STEAM教育チャレンジ (6)~国立祭でのオリジナル料理提供に向けてラストスパート2!~
今年度の国立祭で提供するオリジナルコース作りに、STEAM教育の手法を用いて取り組む、辻調理技術マネジメントカレッジ2年生の2023年2月1日(水)の実習レポートです。前回、STEAM教育チャレンジ(5)に続いて、今回は日本料理の2回目の試作を含む、本番に向けての様々な準備についてです。1回目からどう改善されているのか楽しみです。
当日は、料理作りだけではなく、料理の説明や提供など、お客様へのサービスもありますので、料理の仕込みや味の確認はもちろん、テーブルを飾るナプキンのアイロンがけもあれば、料理を提供するための様々な事前準備が必要となりますが、どれも学生たちが主体的に進めています。
クラスコンセプト『無限大∞島国NIPPONの可能性』を具現化するような献立を目指しました。
さらに、自分たちのありたい姿や思いは表現できたでしょうか?
前回に引き続き、【国立大学法人東京学芸大学】の金子先生と【NPO法人 東京学芸大こども未来研究所】の原口先生にご試食に入ってもらい、直接アドバイスをいただきました。
先付八寸は「季節のうつろい」と題して、この試作では、右上から左側へ反時計回りに食べると、冬から春への「うつろい」を感じられる趣向としました。
テーマや自分たちの思いを具現化するために、献立の書き方と料理の盛り付けを結び付けて、更に完成度は高くなっていました。椀物は、料理として、前回に比べて塩味も濃度も程よく、椀種である真鯛の食べやすさや、鶯菜の緑や柚子の黄で彩り添えるなど、盛り付けも工夫されていました。しかし、『日本のお米』というシンプルすぎるテーマ名では、この椀物の世界観がしっかり伝わらないという理由で、テーマを表現する言葉は本番までに見直しとなりました!
盛り付けも風味も改善されましたが、この献立の世界観を十分に表現するためには言葉の不足が...
揚げ物は、日本、西洋、中国、エスニック料理と、この2年間でそれぞれ異なる方法を学んできた調理法です。
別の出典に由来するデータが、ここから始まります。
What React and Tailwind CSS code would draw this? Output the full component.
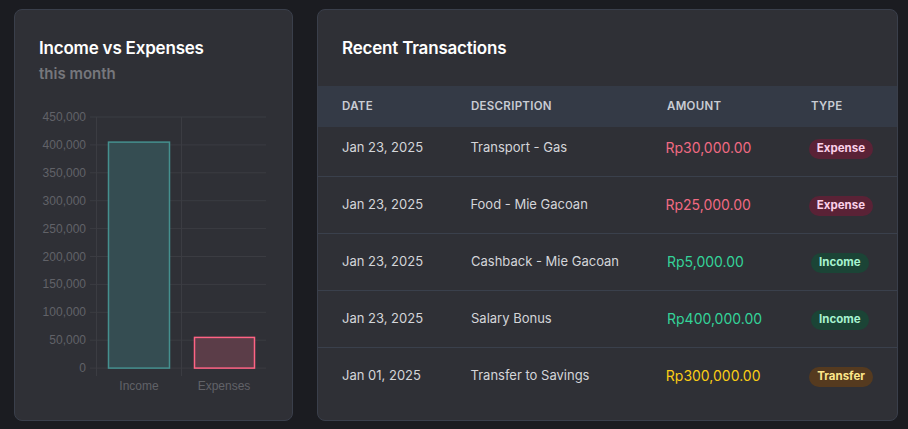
import React from 'react';

const transactions = [
    { date: 'Jan 23, 2025', desc: 'Transport - Gas', amount: 'Rp30,000.00', type: 'Expense' },
    { date: 'Jan 23, 2025', desc: 'Food - Mie Gacoan', amount: 'Rp25,000.00', type: 'Expense' },
    { date: 'Jan 23, 2025', desc: 'Cashback - Mie Gacoan', amount: 'Rp5,000.00', type: 'Income' },
    { date: 'Jan 23, 2025', desc: 'Salary Bonus', amount: 'Rp400,000.00', type: 'Income' },
    { date: 'Jan 01, 2025', desc: 'Transfer to Savings', amount: 'Rp300,000.00', type: 'Transfer' },
];

const amountColor = {
    Expense: 'text-[#f16a82]',
    Income: 'text-[#34d399]',
    Transfer: 'text-[#facc15]',
};

const badgeColor = {
    Expense: 'bg-[#5a2236] text-[#fbcfe8]',
    Income: 'bg-[#1b4436] text-[#a7f3d0]',
    Transfer: 'bg-[#553a1f] text-[#fde68a]',
};

const BarChart = () => {
    const top = 116;
    const step = 27.9;
    const ticks = [450000, 400000, 350000, 300000, 250000, 200000, 150000, 100000, 50000, 0];
    const y = (v) => top + ((450000 - v) / 50000) * step;

    return (
        <svg width="279" height="300" viewBox="14 100 279 300" className="block">
            {ticks.map((t) => (
                <g key={t}>
                    <line x1="90" x2="266" y1={y(t)} y2={y(t)} stroke="#3b3c42" strokeWidth="1" />
                    <text
                        x="86"
                        y={y(t) + 4}
                        textAnchor="end"
                        fontSize="12"
                        fill="#616268"
                        fontFamily="'Liberation Sans', Arial, sans-serif"
                    >
                        {t.toLocaleString('en-US')}
                    </text>
                </g>
            ))}
            {[96.5, 181.5].map((x) => (
                <line key={x} x1={x} x2={x} y1={top} y2="375" stroke="#3b3c42" strokeWidth="1" />
            ))}
            <rect x="108.5" y={y(405000)} width="61" height={y(0) - y(405000)} fill="#354d52" stroke="#45908f" strokeWidth="1.5" />
            <rect x="194.5" y={y(55000)} width="60" height={y(0) - y(55000)} fill="#5b3d48" stroke="#ff6384" strokeWidth="1.5" />
            <text x="139" y="389" textAnchor="middle" fontSize="12" fill="#616268" fontFamily="'Liberation Sans', Arial, sans-serif">Income</text>
            <text x="224" y="389" textAnchor="middle" fontSize="12" fill="#616268" fontFamily="'Liberation Sans', Arial, sans-serif">Expenses</text>
        </svg>
    );
};

export default function App() {
    return (
        <div className="w-[908px] h-[429px] bg-[#1b1c21] pt-[9px] pl-[14px] flex gap-[24px] font-['Inter',sans-serif]">
            {/* Chart card */}
            <div className="w-[279px] h-[412px] bg-[#2f3036] border border-[#3a3f4b] rounded-lg flex flex-col overflow-hidden">
                <div className="px-6 pt-[27px]">
                    <h2 className="text-[17px] font-semibold text-white leading-[22px] tracking-[-0.2px]">Income vs Expenses</h2>
                    <p className="text-[15px] font-semibold text-[#76777c] leading-[20px] mt-[5px]">this month</p>
                </div>
                <div className="-ml-px mt-[17px]">
                    <BarChart />
                </div>
            </div>

            {/* Transactions card */}
            <div className="w-[581px] h-[412px] bg-[#2f3036] border border-[#3a3f4b] rounded-lg flex flex-col overflow-hidden">
                <div className="h-[76px] px-6 pt-px flex items-center">
                    <h2 className="text-[17px] font-semibold text-white tracking-[-0.2px]">Recent Transactions</h2>
                </div>
                <div className="h-[41px] bg-[#343a46] flex items-center px-6 text-[11.5px] font-semibold text-[#c9ccd3] tracking-wide">
                    <div className="w-[129px]">DATE</div>
                    <div className="w-[196px]">DESCRIPTION</div>
                    <div className="w-[144px]">AMOUNT</div>
                    <div>TYPE</div>
                </div>
                {transactions.map((t, i) => (
                    <div
                        key={i}
                        className={`flex items-center px-6 text-[13px] text-[#d4d5d9] ${i === 0 ? 'h-[49px] pb-[8px]' : 'h-[57px] pb-px border-t border-[#3a404c]'}`}
                    >
                        <div className="w-[129px]">{t.date}</div>
                        <div className="w-[196px]">{t.desc}</div>
                        <div className={`w-[144px] text-[14px] ${amountColor[t.type]}`}>{t.amount}</div>
                        <div>
                            <span className={`inline-flex items-center h-[20px] px-[8px] rounded-full text-[11.5px] font-bold mt-[3px] ${badgeColor[t.type]}`}>
                                {t.type}
                            </span>
                        </div>
                    </div>
                ))}
            </div>
        </div>
    );
}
3種それぞれを揚げる温度は前回より的確で、テクスチャーも味も明らかに良くなりましたが、今回は、叩いた木の芽の盛り付け忘れがあったほか、味付けの微妙な塩加減など、改善点のフェーズが前回から変わりました。しかし、これは成長の証しです。基本的な調理自体はすでにできていますので、仕上げまであと一歩です。
木の芽を載せ忘れたり、空豆のピュレを入れ違ったり、改善すべき点はあるものの、揚げ具合はバッチリの三種の揚げ物です。
食事は、釜の蓋を開けた瞬間のスモークの香りや量から、具材の大きさ、味付けまで、前回から改善されていました。ご馳走のコース料理の〆として十分のインパクトがあります。しかし、『自然の豊かさ』というテーマ名だけでは、学生たちが表現したいストーリーを伝えきれていないということで、これを伝えきれる改善が課題として残りました。
蓋を開けた瞬間に立ち上る湯気と香りの感じは狙い通りです。
さて、今回の試作をご試食頂いた、金子先生と原口先生からは、「先付の「季節のうつろい」は、食べ手に想像力を与えてくれるとても良いネーミング!」「サービス担当者は、食材の説明のみでなく、料理を通して何を感じて欲しいか、思いの説明を織り交ぜるとより良い」といった貴重なアドバイスを頂きました。本番前最後となる3回目の実習までの改善課題です。
↓↓朗らかで優しい二人の先生方からのアドバイスに真剣に耳を傾ける学生たち。
3回目の実習を経て、2月25日(土)・26(日)が本番の国立祭です。
STEAM教育を取り入れて、自分の「ありたい姿」からスタートし、イベントのテーマを体現し、試行錯誤を繰り返して、もうすぐオリジナルコース料理が完成します。今まで以上に学生たちの考えや思いが詰まった特別な作品へと仕立上げたいと思います!